== REQUEST ==
Check each line of the material below, and copy it if it holds the string "styles".

[Web page code records]
## Start
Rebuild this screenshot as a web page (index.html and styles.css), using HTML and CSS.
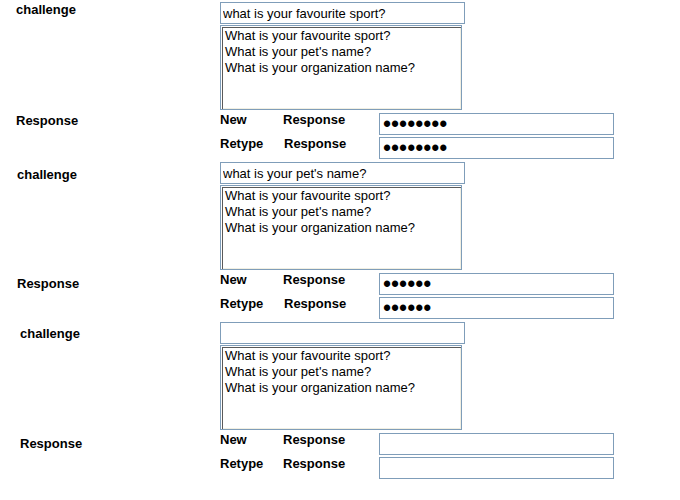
FILE: index.html
```html
<!DOCTYPE html>
<html>
<head>
<meta charset="utf-8">
<title>Challenge questions</title>
<link rel="stylesheet" href="styles.css">
</head>
<body>
<form class="page">
  <div class="section">
    <div class="label off-c1">challenge</div>
    <div class="field">
      <input class="challenge-input" type="text" value="what is your favourite sport?">
      <textarea class="options">What is your favourite sport?
What is your pet's name?
What is your organization name?</textarea>
    </div>
    <div class="label off-r1">Response</div>
    <div class="responses">
      <span class="sub">New</span><span class="sub">Response</span><input class="pw" type="password" value="abcdefgh">
      <span class="sub">Retype</span><span class="sub shift">Response</span><input class="pw" type="password" value="abcdefgh">
    </div>
  </div>

  <div class="section">
    <div class="label off-c2">challenge</div>
    <div class="field">
      <input class="challenge-input" type="text" value="what is your pet's name?">
      <textarea class="options">What is your favourite sport?
What is your pet's name?
What is your organization name?</textarea>
    </div>
    <div class="label off-r2">Response</div>
    <div class="responses">
      <span class="sub">New</span><span class="sub">Response</span><input class="pw" type="password" value="abcdef">
      <span class="sub">Retype</span><span class="sub shift">Response</span><input class="pw" type="password" value="abcdef">
    </div>
  </div>

  <div class="section indent">
    <div class="label off-c3">challenge</div>
    <div class="field">
      <input class="challenge-input" type="text" value="">
      <textarea class="options">What is your favourite sport?
What is your pet's name?
What is your organization name?</textarea>
    </div>
    <div class="label off-r3">Response</div>
    <div class="responses">
      <span class="sub">New</span><span class="sub">Response</span><input class="pw" type="password" value="">
      <span class="sub">Retype</span><span class="sub">Response</span><input class="pw" type="password" value="">
    </div>
  </div>
</form>
</body>
</html>
```

FILE: styles.css
```css
html, body {
  margin: 0;
  padding: 0;
  background: #ffffff;
}

body {
  font-family: "Liberation Sans", Arial, sans-serif;
  font-size: 13px;
  line-height: 16px;
  color: #000000;
}

.section {
  display: grid;
  grid-template-columns: 220px 1fr;
  padding-top: 2px;
  padding-bottom: 1px;
}

.label {
  font-weight: bold;
  padding-left: 17px;
}

.indent .label {
  padding-left: 20px;
}

.off-c1 { padding-top: 0; padding-left: 16px; }
.off-c2 { padding-top: 5px; }
.off-c3 { padding-top: 4px; }
.off-r1 { padding-top: 3px; padding-left: 16px; }
.off-r2 { padding-top: 6px; }
.off-r3 { padding-top: 6px; }

.field {
  display: flex;
  flex-direction: column;
  align-items: flex-start;
}

.challenge-input {
  box-sizing: border-box;
  width: 245px;
  height: 22px;
  margin: 0;
  padding: 0 2px;
  border: 1px solid #7f9db9;
  background: #ffffff;
  font-family: "Liberation Sans", Arial, sans-serif;
  font-size: 13px;
  color: #000000;
  outline: none;
}

.options {
  box-sizing: border-box;
  width: 242px;
  height: 85px;
  margin: 1px 0 0 0;
  padding: 2px 3px 0 4px;
  border: 1px solid #7f9db9;
  box-shadow: inset 1px 1px 0 #ffffff, inset 2px 2px 0 #5a5a5a, inset -1px -1px 0 #f1efe2;
  background: #ffffff;
  font-family: "Liberation Sans", Arial, sans-serif;
  font-size: 13px;
  line-height: 16px;
  color: #000000;
  resize: none;
  overflow: hidden;
  outline: none;
}

.responses {
  display: grid;
  grid-template-columns: 63px 96px 235px;
  row-gap: 2px;
  margin-top: 3px;
  align-items: start;
}

.sub {
  font-weight: bold;
  margin-top: -1px;
}

.sub.shift {
  padding-left: 1px;
}

.pw {
  box-sizing: border-box;
  width: 235px;
  height: 22px;
  margin: 0;
  padding: 0 3px;
  border: 1px solid #7f9db9;
  background: #ffffff;
  font-family: "Liberation Sans", Arial, sans-serif;
  font-size: 23px;
  color: #000000;
  outline: none;
}
```
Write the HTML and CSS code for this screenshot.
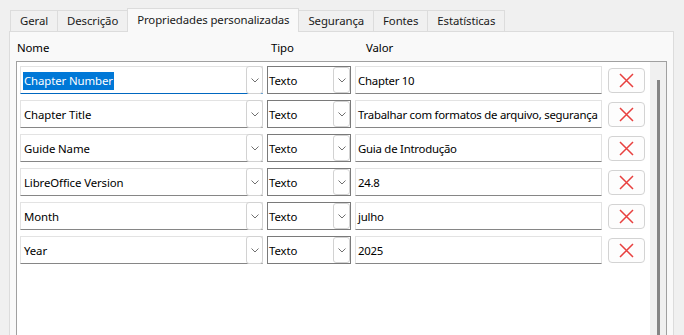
FILE: index.html
```html
<!DOCTYPE html>
<html lang="pt">
<head>
    <meta charset="UTF-8">
    <title>Propriedades personalizadas</title>
    <link rel="stylesheet" href="styles.css">
</head>
<body>
    <div class="tabs">
        <div class="tab">Geral</div>
        <div class="tab">Descrição</div>
        <div class="tab active">Propriedades personalizadas</div>
        <div class="tab">Segurança</div>
        <div class="tab">Fontes</div>
        <div class="tab">Estatísticas</div>
    </div>

    <div class="panel">
        <div class="headers">
            <span class="h-name">Nome</span>
            <span class="h-type">Tipo</span>
            <span>Valor</span>
        </div>

        <div class="listbox">
            <div class="rows" id="rows"></div>
            <div class="scrollbar"><div class="thumb"></div></div>
        </div>
    </div>

    <script>
        // propriedades do documento
        const props = [
            ['Chapter Number', 'Chapter 10'],
            ['Chapter Title', 'Trabalhar com formatos de arquivo, segurança'],
            ['Guide Name', 'Guia de Introdução'],
            ['LibreOffice Version', '24.8'],
            ['Month', 'julho'],
            ['Year', '2025']
        ];

        const chevron = '<svg width="8" height="5" viewBox="0 0 8 5"><path d="M0.5 0.5 L4 4 L7.5 0.5" fill="none" stroke="#707070" stroke-width="1"/></svg>';
        const cross = '<svg width="15" height="15" viewBox="0 0 15 15"><path d="M1 1 L14 14 M14 1 L1 14" fill="none" stroke="#e8403f" stroke-width="1.5"/></svg>';

        const rows = document.getElementById('rows');
        props.forEach((p, i) => {
            const row = document.createElement('div');
            row.className = 'row';
            const nameText = i === 0 ? '<span class="sel">' + p[0] + '</span>' : p[0];
            row.innerHTML =
                '<div class="combo name' + (i === 0 ? ' focus' : '') + '"><span class="text">' + nameText + '</span><span class="drop">' + chevron + '</span></div>' +
                '<div class="combo type"><span class="text">Texto</span><span class="drop">' + chevron + '</span></div>' +
                '<div class="value"><span class="text">' + p[1] + '</span></div>' +
                '<button class="del">' + cross + '</button>';
            rows.appendChild(row);
        });
    </script>
</body>
</html>
```

FILE: styles.css
```css
body {
    margin: 0;
    background-color: #f0f0f0;
    font-family: 'Noto Sans', 'Open Sans', sans-serif;
    font-size: 11.4px;
    letter-spacing: -0.1px;
    color: #000;
    overflow: hidden;
    height: 335px;
}
.tabs {
    display: flex;
    padding: 10px 0 0 10px;
    height: 21px;
    position: relative;
    z-index: 1;
}
.tab {
    height: 20px;
    line-height: 20px;
    padding: 0 9px;
    border: 1px solid #dcdcdc;
    border-bottom: none;
    border-right: none;
    background-color: #f0f0f0;
    color: #1a1a1a;
    white-space: nowrap;
}
.tab:last-child {
    border-right: 1px solid #dcdcdc;
}
.tab.active {
    background-color: #f9f9f9;
    margin-top: -2px;
    height: 23px;
    line-height: 22px;
    border-right: 1px solid #dcdcdc;
}
.tab.active + .tab {
    border-left: none;
}
.panel {
    margin: 0 10px 0 9px;
    border: 1px solid #dcdcdc;
    border-bottom: none;
    background-color: #f9f9f9;
    height: 303px;
    padding: 0 6px;
}
.headers {
    display: flex;
    margin: 8px 0 5px 0;
    height: 16px;
    line-height: 16px;
    padding-left: 1px;
}
.h-name {
    width: 254px;
}
.h-type {
    width: 95px;
}
.listbox {
    display: flex;
    border: 1px solid #a0a0a0;
    border-bottom: none;
    background-color: #fff;
    height: 273px;
}
.rows {
    flex: 1;
    display: flex;
    flex-direction: column;
    gap: 6px;
    padding: 4px 0 0 3px;
}
.row {
    display: flex;
    align-items: center;
    height: 28px;
}
.combo, .value {
    box-sizing: border-box;
    height: 28px;
    display: flex;
    background-color: #fff;
    border: 1px solid #e3e3e3;
    border-bottom-color: #868686;
}
.combo .text, .value .text {
    flex: 1;
    line-height: 27px;
    white-space: nowrap;
    overflow: hidden;
}
.name {
    width: 243px;
}
.name .text {
    padding-left: 3px;
}
.name.focus {
    border-bottom-color: #0067c0;
}
.sel {
    background-color: #0078d7;
    color: #fff;
    padding: 1px 1px 2px 1px;
    margin-left: -1px;
}
.type {
    width: 84px;
    margin-left: 4px;
    border-color: #7a7a7a;
}
.type .text {
    padding-left: 1px;
}
.drop {
    box-sizing: border-box;
    width: 17px;
    margin: -1px -1px -1px 0;
    border: 1px solid #d2d2d2;
    border-radius: 3px;
    background-color: #fff;
    display: flex;
    align-items: center;
    justify-content: center;
}
.type .drop {
    margin: 0;
    height: 26px;
}
.value {
    width: 247px;
    margin-left: 4px;
}
.value .text {
    padding-left: 2px;
    letter-spacing: -0.25px;
}
.del {
    margin-left: 6px;
    width: 37px;
    height: 25px;
    border: 1px solid #d3d3d3;
    border-radius: 4px;
    background-color: #fdfdfd;
    display: flex;
    align-items: center;
    justify-content: center;
    padding: 0;
}
.scrollbar {
    width: 16px;
    background-color: #f0f0f0;
    display: flex;
    flex-direction: column;
    align-items: center;
}
.thumb {
    width: 3px;
    margin-top: 18px;
    background-color: #858585;
    flex: 1;
}
```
## End
== RESPONSE TO THIS TASK ==
Rebuild this screenshot as a web page (index.html and styles.css), using HTML and CSS.
<link rel="stylesheet" href="styles.css">
FILE: styles.css
    <link rel="stylesheet" href="styles.css">
FILE: styles.css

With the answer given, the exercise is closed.